Other times, we can create just a few extra indexes (perhaps filtered in SQL Server 2008+) with just enough INCLUDE
columns to satisfy the vast majority of performance-critical queries, without compromising data modification performance too much, and without using too much extra disk space. Balancing the competing considerations is what makes index tuning more art than science.
Cost
You ask what the 99% cost for the lookup operator really means in the query plan. The costing component of the query optimizer produces an estimated cost for that operation that is 99% of the total estimated for the query. The number itself (0.29) does not mean very much at all; for all practical purposes, you should consider it as a unit-less number used internally by the optimizer when comparing alternative strategies for that specific query.
The estimated cost takes no account of your hardware, configuration, application needs, or very much of anything else. The cost model used by the optimizer includes a significant number of heuristics and simplifying assumptions that happen to produce reasonable plans most of the time, for most queries, on most hardware. That's not to say that there is no correlation between high-cost operators in plans and performance; rather the link is often much weaker than commonly expected. By all means check the reasons for high-estimated-cost plan operators first, but don't treat the information as anything other than a very possibly flawed estimate.
Impact
I also want to mention a couple of factors that can ameliorate the impact of lookups. First, I mentioned right at the start that the worst case involves row-by-row physical I/O. This will obviously be avoided if the data pages (clustered index or heap) needed to satisfy the lookups are already in memory (data cache). Where this is the case, the execution time difference between a plan with a lookup versus a covering index may well be immeasurable. Even where physical I/O is required, if the number of reads is small, you still may not care. (How likely data pages for a table are to be in the data cache depends on many factors, and will be specific to your hardware and circumstances).
Where more that a little physical I/O is needed, the impact of the lookups may still be reduced by optimizations present in the query plan. If SQL Server expects the number of lookups to be significant, it may choose to explicitly sort the rows entering the nested loops join driving the lookup in order of the non-clustered keys. This reordering promotes sequential reading of the nonclustered index, which may be very much faster than random I/O on your hardware.
With or without an explicit sort, the nested loops join driving the lookup may have the WithOrderedPrefetch
or WithUnorderedPrefetch
attributes present. In either case, the query execution engine 'looks ahead' in the index key stream driving the lookups and issues read-ahead reads.
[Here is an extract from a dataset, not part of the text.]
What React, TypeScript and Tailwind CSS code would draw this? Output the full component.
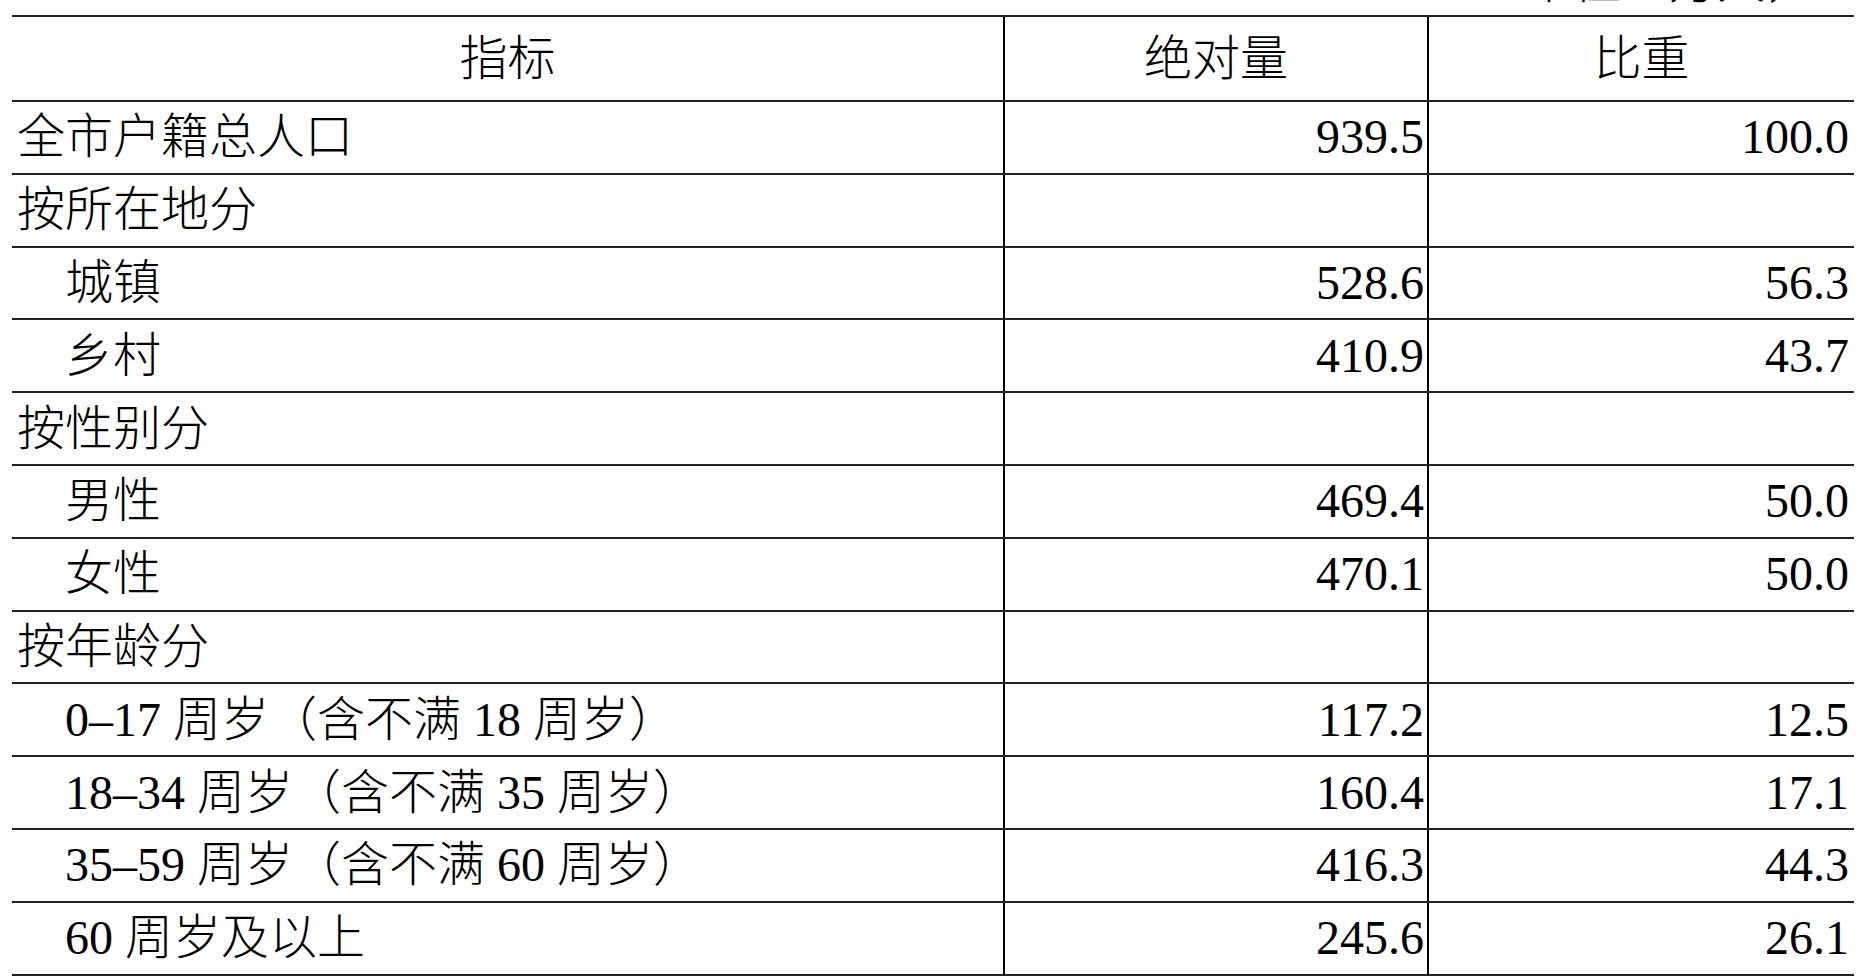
import React from "react";

type Row = {
  label: string;
  indent?: boolean;
  amount?: string;
  share?: string;
};

const rows: Row[] = [
  { label: "全市户籍总人口", amount: "939.5", share: "100.0" },
  { label: "按所在地分" },
  { label: "城镇", indent: true, amount: "528.6", share: "56.3" },
  { label: "乡村", indent: true, amount: "410.9", share: "43.7" },
  { label: "按性别分" },
  { label: "男性", indent: true, amount: "469.4", share: "50.0" },
  { label: "女性", indent: true, amount: "470.1", share: "50.0" },
  { label: "按年龄分" },
  { label: "0–17 周岁（含不满 18 周岁）", indent: true, amount: "117.2", share: "12.5" },
  { label: "18–34 周岁（含不满 35 周岁）", indent: true, amount: "160.4", share: "17.1" },
  { label: "35–59 周岁（含不满 60 周岁）", indent: true, amount: "416.3", share: "44.3" },
  { label: "60 周岁及以上", indent: true, amount: "245.6", share: "26.1" },
];

const font = "font-['Liberation_Serif','Noto_Sans_CJK_SC',serif]";

export default function App() {
  return (
    <div className={`h-[976px] w-[1863px] overflow-hidden bg-white text-black ${font} text-[48px] leading-none`}>
      {/* caption, mostly cut off by the top of the page */}
      <div className="flex h-[15px] items-end justify-end overflow-hidden pr-[10px]">
        <span className="mb-[9px] font-light">单位：万人，%</span>
      </div>

      <div className="ml-[12px] w-[1842px] border-t-2 border-[#222]">
        {/* Header */}
        <div className="flex h-[85px] border-b-2 border-[#222]">
          <div className="flex w-[993px] items-center justify-center border-r-2 border-black font-light">
            指标
          </div>
          <div className="flex w-[424px] items-center justify-center border-r-2 border-black font-light">
            绝对量
          </div>
          <div className="flex flex-1 items-center justify-center font-light">比重</div>
        </div>

        {/* Body */}
        {rows.map((row) => (
          <div key={row.label} className="flex h-[72.8px] border-b-2 border-[#222]">
            <div
              className={`flex w-[993px] items-center border-r-2 border-black font-light ${
                row.indent ? "pl-[53px]" : "pl-[5px]"
              }`}
            >
              {row.label}
            </div>
            <div className="flex w-[424px] items-center justify-end border-r-2 border-black pr-[3px]">
              {row.amount}
            </div>
            <div className="flex flex-1 items-center justify-end pr-[5px]">{row.share}</div>
          </div>
        ))}
      </div>
    </div>
  );
}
The idea is to issue asynchronous read requests to the I/O system for data pages that will be needed soon, so that by the time the lookup needs a data page, it is already present in memory.
Under ideal conditions (low fragmentation, good query plan, high-performance I/O system) the read-ahead mechanism may well be fast enough to prevent even large parallel query plans from ever waiting on I/O to complete. This is especially true in Enterprise Edition, which can issue very large single I/O requests (up to 2MB per request if memory serves). On the other hand, under less than ideal (more normal!) conditions, your query may suffer horribly as it waits on long I/O queues, or fails to drive the I/O system hard enough. The worst case performance of key lookups can be very poor indeed.
Summary
In summary, you will generally want to avoid lookups where it makes sense to do so. For small queries (that are going to remain small) you may decide that the overhead of extra indexes (space & maintenance) is not justified, given due weight to the wider needs of the system and its users.
Ultimately this is all part of the art & science that is database development and administration.
Imagine the phone company has a list of phone numbers, including who the customer is, where they live, what their billing number is, and so on. The Primary Key could be the phone number.
They give you the White Pages. That's like a non-clustered index, which ordered by Name, including columns like the address.
If you want to find all the Farleys in the book, and are interested in their addresses, then the white pages is all you need. You can quickly Seek to the Farleys (finding the Fs, and so on), and then you have all the information you need.
But if you want their billing numbers, then you need to do a lookup. You can quickly find all the phone numbers of the Farleys, but then you need to take each of them (hundreds) and do another Seek (lookup) in the main (clustered) index, the one that's ordered by the phone number. Each of those is roughly the same cost as the seek to find the Farleys, making your query run orders of magnitude worse.
And there's a threshold. At some point, the database will realise that it's quicker just to go through every page of the clustered index, checking every record to see if it's of interest.
Seriously - get rid of Lookups. Your queries might be fast now, but probably won't scale.